This quote tops the list of CRTC policy pronouncements:
“THE COMMISSION WISHES TO ENCOURAGE SUCH DISTINCTIVENESS AND PROVIDE THE SMALLER PLAYERS IN THE SYSTEM WITH THE FLEXIBILITY TO EXPIREMENT WITH NEW GENRES OF CANADIAN PROGRAMMING AND NEW WAYS TO MEET THE NEEDS OF THEIR AUDIENCES.”
- Then the CRTC said “THERE IS A NEED TO BETTER REFLECTION IN PEAK TIME PROGRAMMING, FROM THE DIFFERENT REGIONS OF THE COUNTRY. THE COMMISSION WISHES TO ENCOURAGE THE PRODUCTION OF REGIONAL PROGRAMS.
- THE COMMISSION BELIEVES THAT THE AUDIENCES HAVE A STRONG DESIRE AND A BETTER REFLECTION OF CANADA'S REGIONS AS A WHOLE, RATHER THAN HAVE DOMINATION FROM TORONTO, MONTREAL, AND VANCOUVER”.
- So this theme plays out and concludes that new TV services were to “reflect the particular concerns of the local audiences.”
- “The Commission's policy of requiring the provision of local programming in order to access local advertising remains in effect.”
All of this lofty prose was abandoned in considering the demonstrably underserved region of Niagara. Even though huge independently gathered market surveys proved beyond the shadow of doubt, that the population and the advertisers were excited, and supportive of the plans submitted to the CRTC by TVN Niagara Inc, the CRTC said “Denied.”

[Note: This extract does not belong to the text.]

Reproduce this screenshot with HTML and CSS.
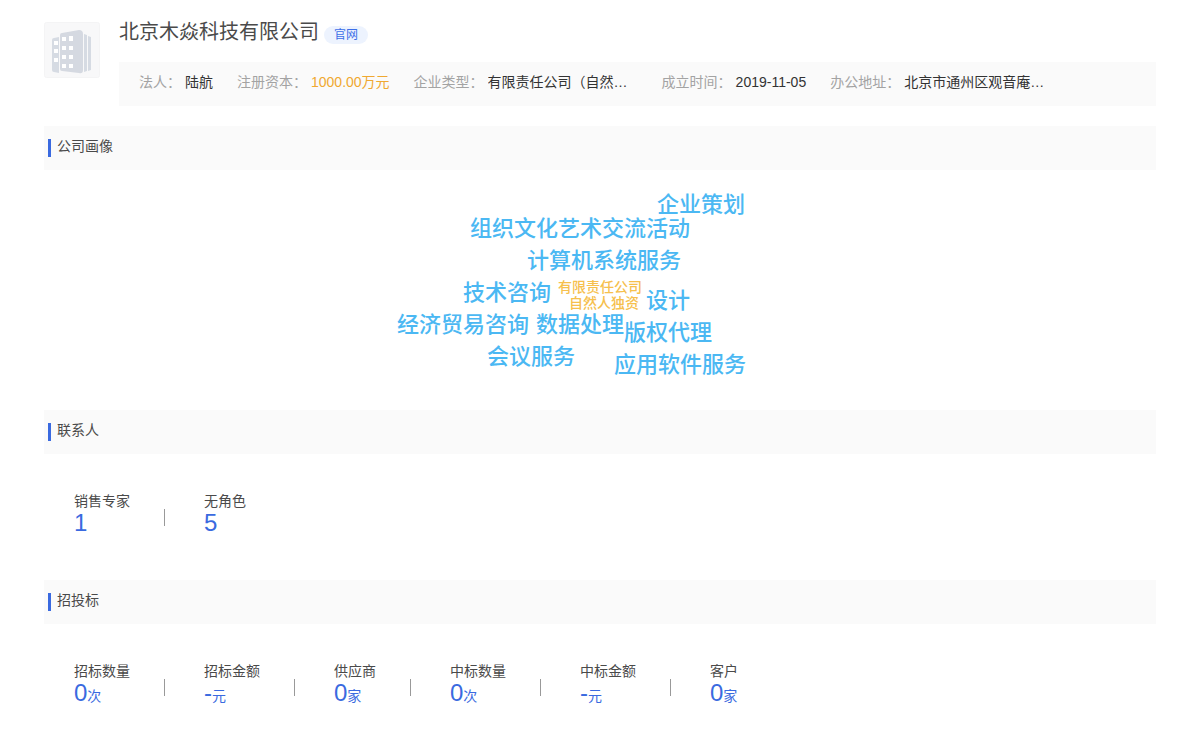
FILE: index.html
```html
<!DOCTYPE html>
<html lang="zh-CN">
<head>
<meta charset="utf-8">
<title>北京木焱科技有限公司</title>
<link rel="stylesheet" href="styles.css">
</head>
<body>
<main class="page">
  <header class="company">
    <svg class="logo" viewBox="0 0 56 56" aria-hidden="true">
      <rect x=".5" y=".5" width="55" height="55" rx="2" fill="#f8f8f9" stroke="#f4f4f5"/>
      <path d="M8 18q0-2 2-2l5-1v36l-5-1q-2 0-2-2z" fill="#d6dbe3"/>
      <path d="M16 13q0-2 2-2l17-3q4 0 4 4v36q0 4-4 3l-17-2q-2 0-2-2z" fill="#d5d9e1"/>
      <path d="M40 12l3 1v36l-3 1zM44 14l3 1v33l-3 1z" fill="#d6dbe3"/>
      <path d="M10 19h4v4h-4zM10 27h4v4h-4zM10 36h4v4h-4zM18 15h4v4h-4zM25 14h4v5h-4zM18 24h4v4h-4zM25 24h4v4h-4zM18 33h4v4h-4zM25 33h4v4h-4zM18 42h4v4h-4zM25 42h4v4h-4z" fill="#fff"/>
    </svg>
    <div class="summary">
      <div class="title-row">
        <h1 class="title">北京木焱科技有限公司</h1>
        <a class="site" href="#">官网</a>
      </div>
      <dl class="meta">
        <div class="meta-item"><dt>法人：</dt><dd>陆航</dd></div>
        <div class="meta-item"><dt>注册资本：</dt><dd class="capital">1000.00万元</dd></div>
        <div class="meta-item"><dt>企业类型：</dt><dd class="clipped">有限责任公司（自然…</dd></div>
        <div class="meta-item"><dt>成立时间：</dt><dd>2019-11-05</dd></div>
        <div class="meta-item"><dt>办公地址：</dt><dd class="clipped">北京市通州区观音庵…</dd></div>
      </dl>
    </div>
  </header>

  <section>
    <h2 class="heading">公司画像</h2>
    <div class="cloud">
      <span class="word w1">企业策划</span>
      <span class="word w2">组织文化艺术交流活动</span>
      <span class="word w3">计算机系统服务</span>
      <span class="word w4">技术咨询</span>
      <span class="word minor w5">有限责任公司</span>
      <span class="word minor w6">自然人独资</span>
      <span class="word w7">设计</span>
      <span class="word w8">经济贸易咨询</span>
      <span class="word w9">数据处理</span>
      <span class="word w10">版权代理</span>
      <span class="word w11">会议服务</span>
      <span class="word w12">应用软件服务</span>
    </div>
  </section>

  <section>
    <h2 class="heading">联系人</h2>
    <dl class="stats">
      <div class="stat"><dt>销售专家</dt><dd>1</dd></div>
      <div class="stat"><dt>无角色</dt><dd>5</dd></div>
    </dl>
  </section>

  <section>
    <h2 class="heading">招投标</h2>
    <dl class="stats">
      <div class="stat"><dt>招标数量</dt><dd>0<small>次</small></dd></div>
      <div class="stat"><dt>招标金额</dt><dd>-<small>元</small></dd></div>
      <div class="stat"><dt>供应商</dt><dd>0<small>家</small></dd></div>
      <div class="stat"><dt>中标数量</dt><dd>0<small>次</small></dd></div>
      <div class="stat"><dt>中标金额</dt><dd>-<small>元</small></dd></div>
      <div class="stat"><dt>客户</dt><dd>0<small>家</small></dd></div>
    </dl>
  </section>
</main>
</body>
</html>
```
FILE: styles.css
```css
* {
  box-sizing: border-box;
}

body {
  margin: 0;
  background: #fff;
  color: #4a4a4a;
  font: 14px/20px "Liberation Sans", "Noto Sans CJK SC", sans-serif;
}

h1, h2, dl, dd {
  margin: 0;
  font-weight: 400;
}

.page {
  padding: 18px 44px;
}

.company {
  display: flex;
  gap: 19px;
  margin-bottom: 20px;
}

.logo {
  flex: none;
  width: 56px;
  height: 56px;
  margin-top: 4px;
}

.summary {
  flex: 1;
  min-width: 0;
}

.title-row {
  display: flex;
  align-items: flex-end;
  gap: 5px;
  margin-bottom: 16px;
}

.title {
  font-size: 20px;
  line-height: 28px;
}

.site {
  margin-bottom: 2px;
  padding: 0 10px;
  border-radius: 9px;
  background: #edf3fe;
  color: #3d6fe8;
  font-size: 12px;
  line-height: 18px;
  text-decoration: none;
}

.meta {
  display: flex;
  gap: 24px;
  padding: 10px 20px 14px;
  background: #fafafa;
  white-space: nowrap;
}

.meta-item {
  display: flex;
  gap: 4px;
}

.meta dt {
  color: #a3a3a3;
}

.meta dd {
  color: #333;
}

.meta .capital {
  color: #f0a830;
}

.clipped {
  width: 150px;
  overflow: hidden;
}

.heading {
  display: flex;
  align-items: center;
  gap: 6px;
  height: 44px;
  padding: 0 4px 4px;
  background: #fafafa;
  font-size: 14px;
}

.heading::before {
  content: "";
  width: 3px;
  height: 18px;
  margin-top: 4px;
  background: #3a6ae0;
}

.cloud {
  position: relative;
  width: 400px;
  height: 240px;
  margin: 0 auto;
}

.word {
  position: absolute;
  color: #4bb8f3;
  font-size: 22px;
  font-weight: 500;
  line-height: 32px;
  white-space: nowrap;
}

.minor {
  color: #f6c04d;
  font-size: 14px;
  line-height: 16px;
}

.w1 { left: 257px; top: 19px; }
.w2 { left: 70px; top: 43px; }
.w3 { left: 127px; top: 75px; }
.w4 { left: 63px; top: 107px; }
.w5 { left: 158px; top: 109px; }
.w6 { left: 169px; top: 125px; }
.w7 { left: 246px; top: 115px; }
.w8 { left: -3px; top: 139px; }
.w9 { left: 136px; top: 139px; }
.w10 { left: 224px; top: 147px; }
.w11 { left: 87px; top: 171px; }
.w12 { left: 214px; top: 179px; }

.stats {
  display: flex;
  padding: 37px 30px 45px;
}

.stat {
  display: flex;
  flex-direction: column;
  position: relative;
  padding-right: 74px;
}

.stat:not(:last-child)::after {
  content: "";
  position: absolute;
  right: 39px;
  top: 18px;
  width: 1px;
  height: 17px;
  background: #999;
}

.stat dd {
  color: #3a6ae0;
  font-size: 24px;
  line-height: 24px;
}

.stat small {
  font-size: 14px;
  line-height: 20px;
}
```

Every policy enunciation of the CRTC was abandoned in its Niagara decision.
- Now we wish to provide for your consideration excerpts from speeches made by CRTC Chair Charles Dalfen. This is not intended as a personal criticism of Mr. Dalfen. Although he is Chair, he only has one vote when considering matters such as the TVN application. We believe Mr. Dalfen to be a sincere professional. Yet the evidence we provide shows serious concern that there is sufficient weight of office to support his public utterances.

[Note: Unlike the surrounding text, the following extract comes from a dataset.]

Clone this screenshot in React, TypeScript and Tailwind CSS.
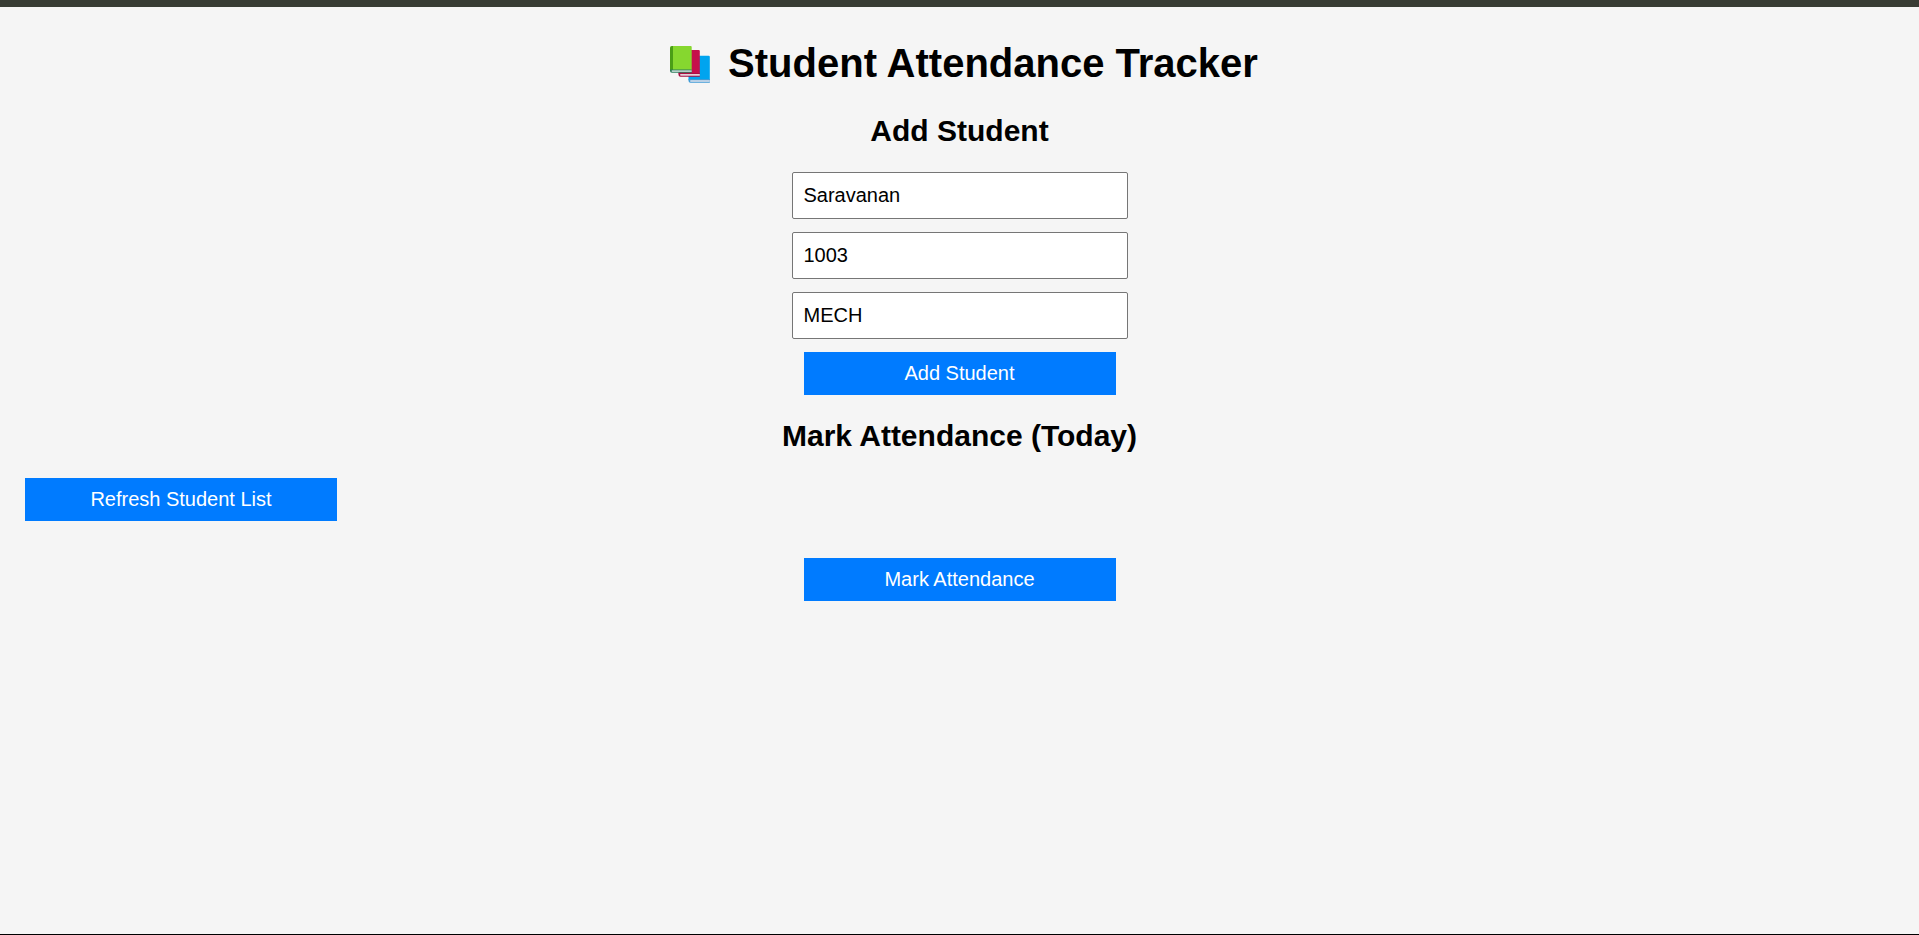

- Two of the Commissioners on the Niagara panel were attending their first CRTC Hearings. Commissioner Cram from Regina, a veteran, is a Regina lawyer. The irony is that Regina, a smaller region than Niagara has three local TV Stations. Commissioner Langford, another veteran Commissioner showed verbal sympathy to Niagara and TVN, in reviewing his remarks of the Hearing transcripts. The speeches of Charles Dalfen, we at TVN thought, reflected CRTC policy. Apparently we were sadly mistaken or we simply misunderstand his statements. Look at these stunning examples.

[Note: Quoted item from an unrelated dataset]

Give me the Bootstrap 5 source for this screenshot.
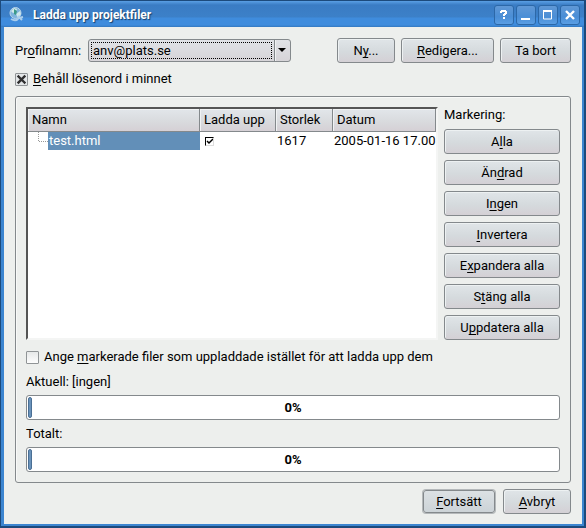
<!DOCTYPE html>
<html lang="sv">
<head>
<meta charset="utf-8">
<meta name="viewport" content="width=device-width, initial-scale=1">
<title>Ladda upp projektfiler</title>
<link rel="stylesheet" href="https://cdn.jsdelivr.net/npm/bootstrap@5.3.0/dist/css/bootstrap.min.css">
<style>
body { font-family: Roboto, sans-serif; font-size: 13px; line-height: 18px; color: #000; background: #1f4f86; }
u { text-underline-offset: 2px; text-decoration-skip-ink: none; }
.win { min-height: 100vh; background: #3c85d0; border: 1px solid #1c4a7c; border-bottom-width: 2px; border-right-width: 2px; padding: 0 2px 2px 3px; }
.titlebar { height: 26px; margin: 0 -2px 0 -3px; padding: 0 4px 0 7px; background: linear-gradient(#5a9fe4 0, #3a7cc4 4px, #3c80c8 16px, #3f8cdd 17px, #3f8cdd 24px, #3478bf 26px); }
.titlebar h1 { font-size: 12px; line-height: 18px; font-weight: 700; color: #fff; text-shadow: 1px 1px 1px #153d68; margin: 2px 0 0 8px; }
.tbs { gap: 2px; }
.tb { width: 20px; height: 20px; padding: 0; margin-top: 2px; border: 1px solid #2c68a8; border-radius: 3px; background: linear-gradient(#6098d6, #4a8ed6 60%, #5a9ee4); display: flex; align-items: center; justify-content: center; }
.client { background: #edefed; padding: 11px 11px 10px; }
.kbtn { font-size: 13px; line-height: 18px; color: #000; padding: 3px 4px 2px; height: 25px; border: 1px solid #84898c; border-radius: 3px; background: linear-gradient(#e0e5e8, #d5dadd 55%, #d4d0d5); box-shadow: inset 1px 1px 0 #edf1f2; white-space: nowrap; }
.kbtn:hover { border-color: #63686c; }
.kbtn.dflt { box-shadow: 0 0 0 1px #b4b8ba; border-color: #84898c; height: 23px; padding: 1px 4px; background: linear-gradient(#dce1e4, #ccd3d7); }
.w-new { width: 58px; } .w-edit { width: 93px; } .w-del { width: 71px; } .w-ok { width: 72px; } .w-cancel { width: 68px; }
.top-actions { gap: 6px; }
.prof { width: 73px; }
.combo { width: 203px; height: 23px; }
.combo select { appearance: none; width: 100%; height: 23px; font-size: 13px; line-height: 18px; padding: 1px 22px 0 4px; color: #000; border: 1px solid #84898c; border-radius: 3px;
  background: url("data:image/svg+xml,%3Csvg xmlns='http://www.w3.org/2000/svg' width='16' height='21'%3E%3Cpath d='M0 0h1v21H0z' fill='%2384898c'/%3E%3Cpath d='M1 0h1v21H1z' fill='%23f0f2f3'/%3E%3Cpath d='M4 8h8L8 12z'/%3E%3C/svg%3E") right top no-repeat, linear-gradient(#e0e2e6, #d6d4d8); }
.combo .focusbox { position: absolute; left: 3px; top: 3px; right: 19px; bottom: 3px; border: 1px dotted #000; pointer-events: none; }
.kcheck { appearance: none; width: 13px; height: 13px; margin: 0 5px 0 0; border: 1px solid #909496; border-radius: 1px; background: linear-gradient(#e6e8e8, #fdfdfd); flex: none; }
.kcheck:checked { background: #e4e7e8 url("data:image/svg+xml,%3Csvg xmlns='http://www.w3.org/2000/svg' width='11' height='11'%3E%3Cpath d='M2.5 2.5l6 6M8.5 2.5l-6 6' stroke='%23303030' stroke-width='2.4' stroke-linecap='square'/%3E%3C/svg%3E") center no-repeat; }
.keep { margin-top: 7px; }
.group { border: 1px solid #84898c; border-radius: 3px; box-shadow: inset 1px 1px 0 #f8f9f8; padding: 10px; margin-top: 8px; }
.tree { background: #fff; border: 2px solid #555; border-right-color: #f4f5f4; border-bottom-color: #f4f5f4; min-width: 0; }
.tree table { width: 100%; table-layout: fixed; border-collapse: separate; border-spacing: 0; }
.c-up { width: 76px; } .c-size { width: 57px; } .c-date { width: 103px; }
.tree th { font-weight: 400; height: 23px; padding: 1px 4px; background: linear-gradient(#e2e6ea, #d9dbde 55%, #d5d0d5); border-right: 1px solid #84898c; border-bottom: 1px solid #84898c; box-shadow: inset 1px 1px 0 #f0f2f3; white-space: nowrap; }
.tree td { height: 18px; padding: 0 0 0 1px; white-space: nowrap; }
.tree td:first-child { padding: 0; }
.branch { width: 20px; flex: none; background: url("data:image/svg+xml,%3Csvg xmlns='http://www.w3.org/2000/svg' width='20' height='18'%3E%3Cpath d='M10.5 0v10M11 9.500h9' stroke='%23999' stroke-dasharray='1 1' fill='none'/%3E%3C/svg%3E"); }
.sel { background: #628fb8; color: #fff; padding-left: 1px; }
.tcheck { appearance: none; display: block; width: 9px; height: 9px; margin: 0 0 0 4px; border: 1px solid #888; border-top-color: #000; border-left-color: #000; border-right-color: #ddd; border-bottom-color: #ddd; background: #fff; }
.tcheck:checked { background-image: url("data:image/svg+xml,%3Csvg xmlns='http://www.w3.org/2000/svg' width='7' height='7'%3E%3Cpath d='M1 3l2 2 4-4' stroke='%23000' stroke-width='1.500' fill='none'/%3E%3C/svg%3E"); }
.side { width: 116px; margin-left: 6px; gap: 6px; }
.side span { height: 16px; line-height: 16px; }
.kprog { height: 25px; border: 1px solid #84898c; border-radius: 3px; background: #fff; color: #000; padding: 1px; font-size: 13px; }
.kprog .fill { min-width: 4px; border: 1px solid #4a6f94; border-radius: 2px; background: #6a93bb; }
.kprog .pct { position: absolute; inset: 0; display: flex; align-items: center; justify-content: center; font-weight: 700; }
.marks { margin: 8px 0 7px; }
.cap { margin: 5px 0 4px; }
.actions { margin-top: 6px; gap: 8px; }
</style>
</head>
<body>
<div class="win d-flex flex-column">
  <header class="titlebar d-flex align-items-center">
    <svg width="17" height="17" viewBox="0 0 17 17" aria-hidden="true"><circle cx="7.500" cy="7" r="5.500" fill="#7fb4dc" stroke="#b7d3ea"/><path d="M3 5l3-3 3 1-1 3-3 1zM8 8l4-3 1 3-3 4z" fill="#cfe8ea"/><path d="M6 3l3 2-1 4-2-1z" fill="#3c9a88"/><path d="M3 13q5 3 8-1l4-1M10 10l4 4" fill="none" stroke="#a9cdec" stroke-width="2"/></svg>
    <h1 class="flex-grow-1">Ladda upp projektfiler</h1>
    <div class="tbs d-flex">
      <button class="tb" type="button" aria-label="Hjälp"><svg width="12" height="12" viewBox="0 0 12 12"><path d="M2 2h1V1h5v1h1v3H8v1H7v1H5V5h1V4h1V3H4v1H2zM5 8h2v2H5z" fill="#fff"/></svg></button>
      <button class="tb" type="button" aria-label="Minimera"><svg width="12" height="12" viewBox="0 0 12 12"><path d="M1 9h9v2H1z" fill="#fff"/></svg></button>
      <button class="tb" type="button" aria-label="Maximera"><svg width="12" height="12" viewBox="0 0 12 12"><path d="M1.500 2h8v8h-8z" fill="none" stroke="#fff"/><path d="M1 1h9v2H1z" fill="#fff"/></svg></button>
      <button class="tb" type="button" aria-label="Stäng"><svg width="12" height="12" viewBox="0 0 12 12"><path d="M2 2l8 8M10 2l-8 8" stroke="#fff" stroke-width="2.400"/></svg></button>
    </div>
  </header>
  <main class="client flex-grow-1">
    <div class="d-flex align-items-center">
      <label class="prof" for="profile">Pr<u>o</u>filnamn:</label>
      <div class="combo position-relative">
        <select id="profile"><option>anv@plats.se</option></select><span class="focusbox"></span>
      </div>
      <div class="d-flex ms-auto top-actions">
        <button type="button" class="kbtn w-new">N<u>y</u>...</button>
        <button type="button" class="kbtn w-edit"><u>R</u>edigera...</button>
        <button type="button" class="kbtn w-del">Ta bort</button>
      </div>
    </div>
    <div class="keep d-flex align-items-center">
      <input class="kcheck" type="checkbox" id="keep" checked><label for="keep"><u>B</u>ehåll lösenord i minnet</label>
    </div>
    <section class="group">
      <div class="d-flex">
        <div class="tree flex-grow-1">
          <table>
            <colgroup><col><col class="c-up"><col class="c-size"><col class="c-date"></colgroup>
            <thead><tr><th>Namn</th><th>Ladda upp</th><th>Storlek</th><th>Datum</th></tr></thead>
            <tbody><tr>
              <td><div class="d-flex"><span class="branch"></span><span class="sel flex-grow-1">test.html</span></div></td>
              <td><input class="tcheck" type="checkbox" checked aria-label="Ladda upp test.html"></td><td>1617</td><td>2005-01-16 17.00</td>
            </tr></tbody>
          </table>
        </div>
        <div class="side d-flex flex-column flex-shrink-0">
          <span>Markering:</span>
          <button type="button" class="kbtn">A<u>l</u>la</button>
          <button type="button" class="kbtn">Än<u>d</u>rad</button>
          <button type="button" class="kbtn">I<u>n</u>gen</button>
          <button type="button" class="kbtn"><u>I</u>nvertera</button>
          <button type="button" class="kbtn">E<u>x</u>pandera alla</button>
          <button type="button" class="kbtn">S<u>t</u>äng alla</button>
          <button type="button" class="kbtn">U<u>p</u>pdatera alla</button>
        </div>
      </div>
      <div class="marks d-flex align-items-center">
        <input class="kcheck" type="checkbox" id="mark"><label for="mark">Ange <u>m</u>arkerade filer som uppladdade istället för att ladda upp dem</label>
      </div>
      <div class="cap">Aktuell: [ingen]</div>
      <div class="kprog progress position-relative" role="progressbar" aria-label="Aktuell" aria-valuenow="0" aria-valuemin="0" aria-valuemax="100"><div class="fill" style="width:0%"></div><span class="pct">0%</span></div>
      <div class="cap">Totalt:</div>
      <div class="kprog progress position-relative" role="progressbar" aria-label="Totalt" aria-valuenow="0" aria-valuemin="0" aria-valuemax="100"><div class="fill" style="width:0%"></div><span class="pct">0%</span></div>
    </section>
    <div class="actions d-flex justify-content-end align-items-center">
      <button type="submit" class="kbtn dflt w-ok"><u>F</u>ortsätt</button>
      <button type="button" class="kbtn w-cancel"><u>A</u>vbryt</button>
    </div>
  </main>
</div>
<script src="https://cdn.jsdelivr.net/npm/bootstrap@5.3.0/dist/js/bootstrap.bundle.min.js"></script>
</body>
</html>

- In a speech to the Standing Committee on Transportation and Communications of the Senate of Canada on September 25 2003 said “the CRTC was attempting to prevent a reduction in the number of sources of news and information available to Canadians.” He said “we have also been quite active in trying to increase the diversity of voices in the Canadian broadcast system.” He noted “Over the past five years we have licensed five new television stations and 35 radio services across Canada and over 100 specialty channels.”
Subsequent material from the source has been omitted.